When you are asked constantly by what seems like everyone what you are “working on” at the moment, it always feels crap to say nothing. So I usually say I’m waiting to hear back from several great auditions, so fingers crossed. And that’s enough. But this time I have told them all about this gig. So now I am constantly reminded of my early confidence and excitement which seems to be diminishing by the day.

I had some other news regarding the trailer I did for the new horror flick filming this year. The girl in it with me who was the lead has been replaced by an American actress who is well-known over the waters. This is great in terms of the movie, they are getting the financial backing and it’s obviously going to be a big release, but very disappointing for the other actress. She was great and became a good friend. But she was realistic about it from the beginning; she had the lead role so it was always likely to go to someone who would pull in the audience.

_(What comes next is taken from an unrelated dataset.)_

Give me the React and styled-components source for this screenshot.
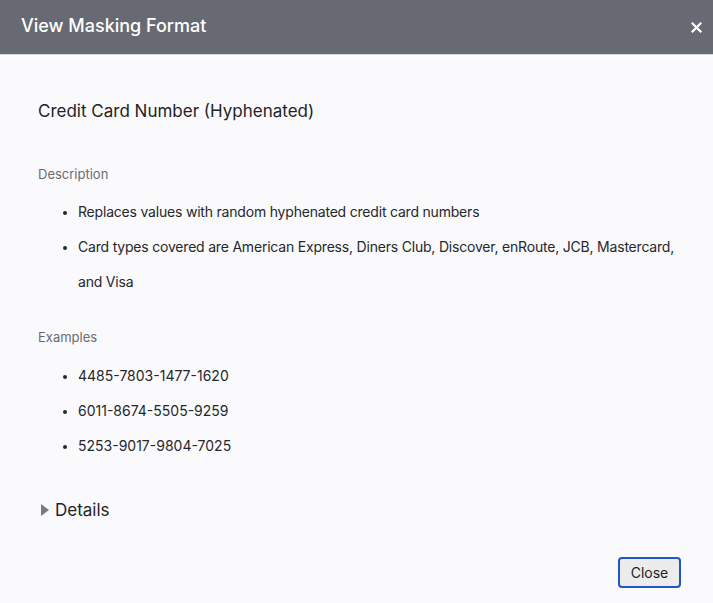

I contacted the producers about my role and at the moment it would appear I am safe. I don’t have a large part, although it is a nice character, so wouldn’t necessarily need to be a big name. I am not completely unknown in America so I am still in with a chance. This would be a big deal for me. The film is going for worldwide release in all cinemas and the script is really good so I am certain it would be a hit. But this is another thing where I mustn’t get carried away and try to forget about it.

With all these “maybe’s” going on it is hard not to get swept up with it all. I can’t help but feel like I am at the turning point, that this year, any moment now, it’s all going to come together. As exciting as it is, it’s also terrifying. What if nothing comes through? If all the auditions I’m waiting to hear back on come to nothing? Do I have the strength to start over again with new hopes? I think so, I have to, but jeeze it seems to be getting harder by the day.

I have a meeting with the agent on Friday to discuss my progress and basically have a catch up which is good and either way by then I will know about the TV job, so we can go from there with what’s next. Fingers crossed it’ll be something well paid, glamorous and hot!